EvilZone

Programming and Scripting => Scripting Languages => Topic started by: DamonX on April 20, 2013, 04:11:25 AM

Title: Split any URL into "host", "path", and "filename" variables (Python)
Post by: DamonX on April 20, 2013, 04:11:25 AM
Hi,


I am working on creating a HTTP download client in Python and need little assistance.


I am getting url from command line argument (./clientprogram www.google.com/images/test.png (http://www.google.com/images/test.png)) and the split that url into host, path, and filename.  I am only downloading and displaying images on screen tho.


Here is my lil code:



Code: [Select]
import string
import socket
import sys
import os
from subprocess import call
from urllib.parse import urlparse


# ******************************************
#
#  (1) Test input arguments to program - correct number provided?
#      Exit if the required URL is not provided.
#  (2) Split URL into "host", "path", and "filename" variables.
#      http://www.google.com/images/srpr/logo3w.png
#      * host=www.google.com
#      * path=/images/
#      * file=test.png


# host=????
# path=????
# filename=????
# port=????


print("Preparing to download object from http://" + host + path + filename)
print()

How to do split url.  Its easy to do it if url is hardcodes, but not sure it we don't know what URL will be provided by user.


Thanks


Damon
Title: Re: Split any URL into "host", "path", and "filename" variables (Python)
Post by: relax on April 20, 2013, 06:39:59 AM
count the /
before first / is domain
between first and last are paths
after last is file

Title: Re: Split any URL into "host", "path", and "filename" variables (Python)
Post by: RedBullAddicted on April 20, 2013, 07:37:26 AM
Code: (python) [Select]
>>> path = "www.google.com/images/test.png"
>>> pathparts = path.split('/')
>>> for part in pathparts:
...     print part
...
www.google.com
images
test.png
>>> host = pathparts[0]
>>> path = pathparts[1]
>>> filename = pathparts[2]
>>> print host
www.google.com
>>> print path
images
>>> print filename
test.png
>>>
Title: Re: Split any URL into "host", "path", and "filename" variables (Python)
Post by: Kulverstukas on April 20, 2013, 08:01:06 AM
You could also see this link for some routines: http://docs.python.org/2/library/os.path.html#module-os.path
Title: Re: Split any URL into "host", "path", and "filename" variables (Python)
Post by: proxx on April 20, 2013, 08:17:46 AM
Code: (python) [Select]
>>> path = "www.google.com/images/test.png"
>>> pathparts = path.split('/')
>>> for part in pathparts:
...     print part
...
www.google.com
images
test.png
>>> host = pathparts[0]
>>> path = pathparts[1]
>>> filename = pathparts[2]
>>> print host
www.google.com
>>> print path
images
>>> print filename
test.png
>>>

I had exactly the same thing in mind.
Code: [Select]
url="www.google.nl/images/test.png"
for i in url.split("/"):
        print i
Output:
Code: [Select]
www.google.nl
images
test.png
Title: Re: Split any URL into "host", "path", and "filename" variables (Python)
Post by: RedBullAddicted on April 20, 2013, 08:30:17 AM
Exactly :) and the print can be done a bit cleaner this way

Code: (python) [Select]
>>> print("Preparing to download object from http://%s/%s/%s" %(host, path, filename))
Preparing to download object from http://www.google.com/images/test.png
Title: Re: Split any URL into "host", "path", and "filename" variables (Python)
Post by: Deque on April 20, 2013, 08:44:27 AM
Use urlparse.

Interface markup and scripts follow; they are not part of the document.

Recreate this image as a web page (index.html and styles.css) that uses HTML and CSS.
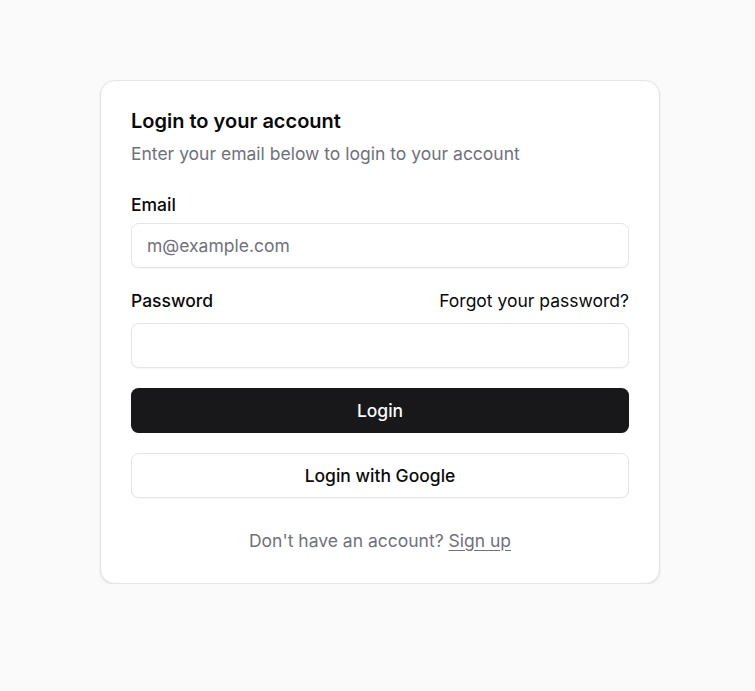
FILE: index.html
```html
<!DOCTYPE html>
<html lang="en">
<head>
<meta charset="utf-8">
<title>Login</title>
<link rel="stylesheet" href="styles.css">
</head>
<body>
<main class="page">
  <div class="card">
    <div class="card-header">
      <h1 class="card-title">Login to your account</h1>
      <p class="card-desc">Enter your email below to login to your account</p>
    </div>
    <form class="form">
      <div class="field">
        <label class="label" for="email">Email</label>
        <input class="input" id="email" type="email" placeholder="m@example.com">
      </div>
      <div class="field">
        <div class="label-row">
          <label class="label" for="password">Password</label>
          <a class="forgot" href="#">Forgot your password?</a>
        </div>
        <input class="input" id="password" type="password">
      </div>
      <button type="button" class="btn btn-primary">Login</button>
      <button type="button" class="btn btn-outline">Login with Google</button>
    </form>
    <p class="footer-text">Don't have an account? <a href="#" class="signup">Sign up</a></p>
  </div>
</main>
</body>
</html>
```
FILE: styles.css
```css
* { box-sizing: border-box; }
html, body { margin: 0; padding: 0; }
body {
  background: #fafafa;
  font-family: Inter, "Noto Sans", sans-serif;
  color: #0a0a0a;
}
.page {
  padding-top: 80px;
  padding-left: 100px;
}
.card {
  width: 560px;
  background: #fff;
  border: 1px solid #e5e5e5;
  border-radius: 15px;
  box-shadow: 0 1px 3px rgba(0,0,0,0.08), 0 1px 2px rgba(0,0,0,0.04);
  padding: 30px 30px 30px;
}
.card-header { display: flex; flex-direction: column; gap: 10px; }
.card-title {
  margin: 0;
  font-size: 20px;
  line-height: 20px;
  font-weight: 600;
}
.card-desc {
  margin: 0;
  font-size: 17.5px;
  line-height: 25px;
  color: #71717a;
}
.form {
  margin-top: 30px;
  display: flex;
  flex-direction: column;
  gap: 20px;
}
.field { display: flex; flex-direction: column; gap: 9px; }
.label {
  font-size: 17.5px;
  line-height: 17.5px;
  font-weight: 500;
}
.label-row {
  display: flex;
  align-items: center;
  justify-content: space-between;
  height: 25px;
  margin-bottom: 1px;
}
.label-row .label { padding-top: 2px; }
.forgot {
  font-size: 17.5px;
  line-height: 25px;
  color: #0a0a0a;
  text-decoration: none;
}
.input {
  height: 45px;
  width: 100%;
  border: 1px solid #e4e4e7;
  border-radius: 7.5px;
  padding: 0 15px;
  font-family: inherit;
  font-size: 17.5px;
  color: #0a0a0a;
  background: #fff;
  box-shadow: 0 1px 2px rgba(0,0,0,0.04);
  outline: none;
}
.input::placeholder { color: #71717a; }
.btn {
  height: 45px;
  width: 100%;
  border-radius: 7.5px;
  font-family: inherit;
  font-size: 17.5px;
  font-weight: 500;
  cursor: pointer;
}
.btn-primary {
  background: #18181b;
  color: #fafafa;
  border: none;
}
.btn-outline {
  background: #fff;
  color: #0a0a0a;
  border: 1px solid #e4e4e7;
  box-shadow: 0 1px 2px rgba(0,0,0,0.04);
}
.footer-text {
  margin: 30px 0 0;
  text-align: center;
  font-size: 17.5px;
  line-height: 25px;
  color: #71717a;
}
.signup {
  color: #71717a;
  text-decoration: underline;
  text-underline-offset: 3px;
}
```
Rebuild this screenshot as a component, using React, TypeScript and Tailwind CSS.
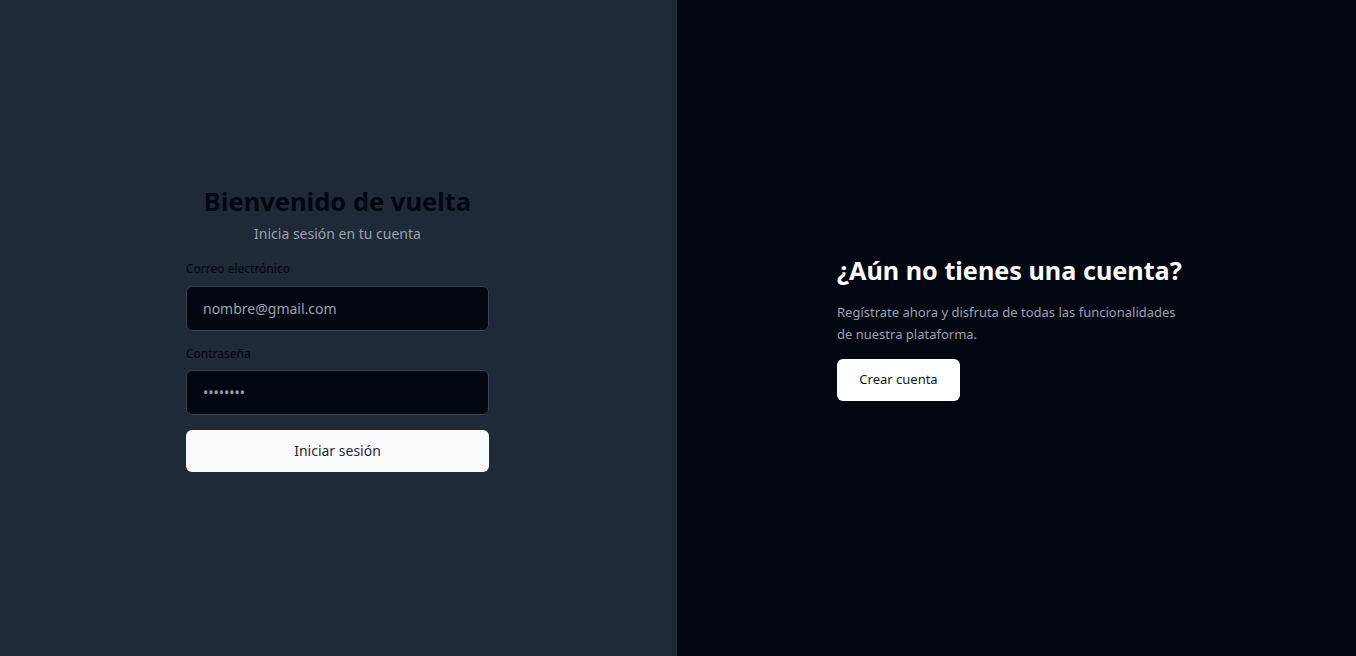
export default function App() {
  return (
    <div
      className="flex h-screen w-full"
      style={{ fontFamily: '"Noto Sans", "Open Sans", sans-serif' }}
    >
      <div className="flex w-[677px] shrink-0 flex-col items-center justify-center bg-[#1f2937] pr-[2px]">
        <div className="flex w-[303px] flex-col">
          <h1 className="text-center text-[25.5px] leading-[32px] font-bold text-[#030712]">
            Bienvenido de vuelta
          </h1>
          <p className="mt-[7px] text-center text-sm text-gray-400">Inicia sesión en tu cuenta</p>
          <label className="mt-[17px] text-xs text-[#030712]">Correo electrónico</label>
          <input
            type="email"
            placeholder="nombre@gmail.com"
            className="mt-[9px] h-[45px] rounded-md border border-gray-700 bg-[#030712] px-4 text-sm text-gray-200 placeholder:text-gray-400 outline-none"
          />
          <label className="mt-[15px] text-xs text-[#030712]">Contraseña</label>
          <input
            type="password"
            defaultValue="password"
            className="mt-[8px] h-[45px] rounded-md border border-gray-700 bg-[#030712] px-4 text-sm text-gray-400 outline-none"
          />
          <button
            type="button"
            className="mt-[15px] h-[42px] rounded-md bg-gray-50 text-sm text-gray-800"
          >
            Iniciar sesión
          </button>
        </div>
      </div>
      <div className="flex flex-1 flex-col justify-center bg-[#030712] pl-[160px]">
        <h2 className="text-[25.2px] leading-[30px] font-bold text-white">¿Aún no tienes una cuenta?</h2>
        <p className="mt-[16px] w-[348px] text-[13px] leading-[22px] text-gray-400">
          Regístrate ahora y disfruta de todas las funcionalidades de nuestra plataforma.
        </p>
        <button
          type="button"
          className="mt-[14px] h-[42px] w-[123px] rounded-md bg-white text-[13px] text-gray-900"
        >
          Crear cuenta
        </button>
      </div>
    </div>
  );
}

It takes care for every case you might not think of right now.
Example:

Code: [Select]
from urlparse import urlparse

result = urlparse('http://evilzone.org/scripting-languages/split-any-url-into-%27host%27-%27path%27-and-%27filename%27-variables-%28python%29/new/#new')
print "scheme", result.scheme
print "netloc", result.netloc
print "path", result.path
print "params", result.params
print "query", result.query
print "fragment", result.fragment

Output:

Quote
deque@decra:~/Dokumente/python$ python url.py
scheme http
netloc evilzone.org
path /scripting-languages/split-any-url-into-%27host%27-%27path%27-and-%27filename%27-variables-%28python%29/new/
params
query
fragment new

Edit: For Python 3 the name is urllib.parse
Title: Re: Split any URL into "host", "path", and "filename" variables (Python)
Post by: DamonX on April 20, 2013, 07:18:32 PM
wow ... can't believe how many people replied within short period of time.  This is even better than stackoverflow.  :)  I will try your suggestions and will let u know how it goes.

Thanks all

Damon
Title: Re: Split any URL into "host", "path", and "filename" variables (Python)
Post by: DamonX on April 21, 2013, 10:55:59 PM
Thanks, I had to do lil modification but I was able to do it by also using basename() and dirname().